GIVEN INSTRUCTION
Go through the material and write it all out exactly, minus the pictures.

COLLECTED MATERIAL

^^^^

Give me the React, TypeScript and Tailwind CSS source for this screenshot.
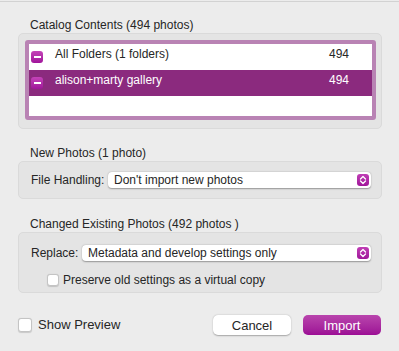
import React from 'react'

type Folder = { label: string; count: number; selected?: boolean }

const folders: Folder[] = [
    { label: 'All Folders (1 folders)', count: 494 },
    { label: 'alison+marty gallery', count: 494, selected: true },
]

const MinusBox = () => (
    <div className="w-[12px] h-[12px] rounded-[3px] bg-gradient-to-b from-[#c443b8] to-[#a0139a] flex items-center justify-center shrink-0">
        <div className="w-[7px] h-[2px] bg-white" />
    </div>
)

const Stepper = () => (
    <div className="w-[12px] h-[12px] rounded-[3px] bg-gradient-to-b from-[#c03db5] to-[#a0159a] flex items-center justify-center">
        <svg width="8" height="10" viewBox="0 0 8 10" fill="none">
            <path d="M1.5 4 L4 1.5 L6.5 4" stroke="white" strokeWidth="1.3" strokeLinecap="round" strokeLinejoin="round" />
            <path d="M1.5 6 L4 8.5 L6.5 6" stroke="white" strokeWidth="1.3" strokeLinecap="round" strokeLinejoin="round" />
        </svg>
    </div>
)

const Select = ({ value, className }: { value: string; className: string }) => (
    <div className={`h-[16px] bg-white rounded-[4px] shadow-[0_0.5px_1.5px_rgba(0,0,0,0.35)] flex items-center justify-between pl-[6px] pr-[2px] ${className}`}>
        <span>{value}</span>
        <Stepper />
    </div>
)

const CheckBox = ({ size }: { size: string }) => (
    <div className={`${size} bg-white rounded-[3px] border border-[#c4c4c4] shadow-[0_0.5px_1px_rgba(0,0,0,0.15)] shrink-0`} />
)

export default function App() {
    return (
        <div className="w-[399px] h-[351px] bg-[#ececec] pt-px font-['Liberation_Sans',Arial,sans-serif] text-[12px] text-[#262626] overflow-hidden">
            <div className="border-t border-[#d2d2d2]">
                {/* Catalog contents */}
                <div className="mt-[16px] pl-[30px] leading-[15px]">Catalog Contents (494 photos)</div>
                <div className="mx-[18px] w-[364px] h-[96px] bg-[#e4e4e4] border border-[#dadada] rounded-[5px] pt-[6px] pl-[6px] pr-[5px]">
                    <div className="h-[80px] border-[4px] border-[#b983b4] rounded-[3px] bg-white">
                        {folders.map((f) => (
                            <div
                                key={f.label}
                                className={`h-[26px] flex items-center pl-[2px] pr-[23px] ${f.selected ? 'bg-[#8b2a7e] text-white' : ''}`}
                            >
                                <MinusBox />
                                <span className="ml-[12px] mb-[6px] flex-1">{f.label}</span>
                                <span className="mb-[6px]">{f.count}</span>
                            </div>
                        ))}
                    </div>
                </div>

                {/* New photos */}
                <div className="mt-[17px] pl-[30px] leading-[15px]">New Photos (1 photo)</div>
                <div className="mx-[18px] w-[364px] h-[38px] bg-[#e4e4e4] border border-[#dadada] rounded-[5px] pl-[12px] pr-[10px] flex items-center">
                    <span className="w-[77px]">File Handling:</span>
                    <Select value="Don't import new photos" className="flex-1" />
                </div>

                {/* Changed existing photos */}
                <div className="mt-[18px] pl-[30px] leading-[15px]">Changed Existing Photos (492 photos )</div>
                <div className="mx-[18px] w-[364px] h-[61px] bg-[#e4e4e4] border border-[#dadada] rounded-[5px] pl-[12px] pr-[10px] pt-[11px]">
                    <div className="flex items-center">
                        <span className="w-[51px]">Replace:</span>
                        <Select value="Metadata and develop settings only" className="flex-1" />
                    </div>
                    <div className="flex items-center mt-[9px] pl-[16px]">
                        <CheckBox size="w-[12px] h-[12px]" />
                        <span className="ml-[4px]">Preserve old settings as a virtual copy</span>
                    </div>
                </div>

                {/* Footer */}
                <div className="mt-[22px] px-[18px] flex items-center text-[13px]">
                    <CheckBox size="w-[14px] h-[14px]" />
                    <span className="ml-[6px] flex-1">Show Preview</span>
                    <button className="w-[78px] h-[20px] bg-white rounded-[5px] shadow-[0_0.5px_1.5px_rgba(0,0,0,0.3)] leading-none">
                        Cancel
                    </button>
                    <button className="ml-[12px] w-[78px] h-[20px] rounded-[5px] bg-gradient-to-b from-[#b944ad] to-[#9c0c95] text-white leading-none">
                        Import
                    </button>
                </div>
            </div>
        </div>
    )
}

^^^^

TASK SOLUTION
Give me the React, TypeScript and Tailwind CSS source for this screenshot.
import React from 'react'

type Folder = { label: string; count: number; selected?: boolean }

const folders: Folder[] = [
    { label: 'All Folders (1 folders)', count: 494 },
    { label: 'alison+marty gallery', count: 494, selected: true },
]

const MinusBox = () => (
    <div className="w-[12px] h-[12px] rounded-[3px] bg-gradient-to-b from-[#c443b8] to-[#a0139a] flex items-center justify-center shrink-0">
        <div className="w-[7px] h-[2px] bg-white" />
    </div>
)

const Stepper = () => (
    <div className="w-[12px] h-[12px] rounded-[3px] bg-gradient-to-b from-[#c03db5] to-[#a0159a] flex items-center justify-center">
        <svg width="8" height="10" viewBox="0 0 8 10" fill="none">
            <path d="M1.5 4 L4 1.5 L6.5 4" stroke="white" strokeWidth="1.3" strokeLinecap="round" strokeLinejoin="round" />
            <path d="M1.5 6 L4 8.5 L6.5 6" stroke="white" strokeWidth="1.3" strokeLinecap="round" strokeLinejoin="round" />
        </svg>
    </div>
)

const Select = ({ value, className }: { value: string; className: string }) => (
    <div className={`h-[16px] bg-white rounded-[4px] shadow-[0_0.5px_1.5px_rgba(0,0,0,0.35)] flex items-center justify-between pl-[6px] pr-[2px] ${className}`}>
        <span>{value}</span>
        <Stepper />
    </div>
)

const CheckBox = ({ size }: { size: string }) => (
    <div className={`${size} bg-white rounded-[3px] border border-[#c4c4c4] shadow-[0_0.5px_1px_rgba(0,0,0,0.15)] shrink-0`} />
)

export default function App() {
    return (
        <div className="w-[399px] h-[351px] bg-[#ececec] pt-px font-['Liberation_Sans',Arial,sans-serif] text-[12px] text-[#262626] overflow-hidden">
            <div className="border-t border-[#d2d2d2]">
                {/* Catalog contents */}
                <div className="mt-[16px] pl-[30px] leading-[15px]">Catalog Contents (494 photos)</div>
                <div className="mx-[18px] w-[364px] h-[96px] bg-[#e4e4e4] border border-[#dadada] rounded-[5px] pt-[6px] pl-[6px] pr-[5px]">
                    <div className="h-[80px] border-[4px] border-[#b983b4] rounded-[3px] bg-white">
                        {folders.map((f) => (
                            <div
                                key={f.label}
                                className={`h-[26px] flex items-center pl-[2px] pr-[23px] ${f.selected ? 'bg-[#8b2a7e] text-white' : ''}`}
                            >
                                <MinusBox />
                                <span className="ml-[12px] mb-[6px] flex-1">{f.label}</span>
                                <span className="mb-[6px]">{f.count}</span>
                            </div>
                        ))}
                    </div>
                </div>

                {/* New photos */}
                <div className="mt-[17px] pl-[30px] leading-[15px]">New Photos (1 photo)</div>
                <div className="mx-[18px] w-[364px] h-[38px] bg-[#e4e4e4] border border-[#dadada] rounded-[5px] pl-[12px] pr-[10px] flex items-center">
                    <span className="w-[77px]">File Handling:</span>
                    <Select value="Don't import new photos" className="flex-1" />
                </div>

                {/* Changed existing photos */}
                <div className="mt-[18px] pl-[30px] leading-[15px]">Changed Existing Photos (492 photos )</div>
                <div className="mx-[18px] w-[364px] h-[61px] bg-[#e4e4e4] border border-[#dadada] rounded-[5px] pl-[12px] pr-[10px] pt-[11px]">
                    <div className="flex items-center">
                        <span className="w-[51px]">Replace:</span>
                        <Select value="Metadata and develop settings only" className="flex-1" />
                    </div>
                    <div className="flex items-center mt-[9px] pl-[16px]">
                        <CheckBox size="w-[12px] h-[12px]" />
                        <span className="ml-[4px]">Preserve old settings as a virtual copy</span>
                    </div>
                </div>

                {/* Footer */}
                <div className="mt-[22px] px-[18px] flex items-center text-[13px]">
                    <CheckBox size="w-[14px] h-[14px]" />
                    <span className="ml-[6px] flex-1">Show Preview</span>
                    <button className="w-[78px] h-[20px] bg-white rounded-[5px] shadow-[0_0.5px_1.5px_rgba(0,0,0,0.3)] leading-none">
                        Cancel
                    </button>
                    <button className="ml-[12px] w-[78px] h-[20px] rounded-[5px] bg-gradient-to-b from-[#b944ad] to-[#9c0c95] text-white leading-none">
                        Import
                    </button>
                </div>
            </div>
        </div>
    )
}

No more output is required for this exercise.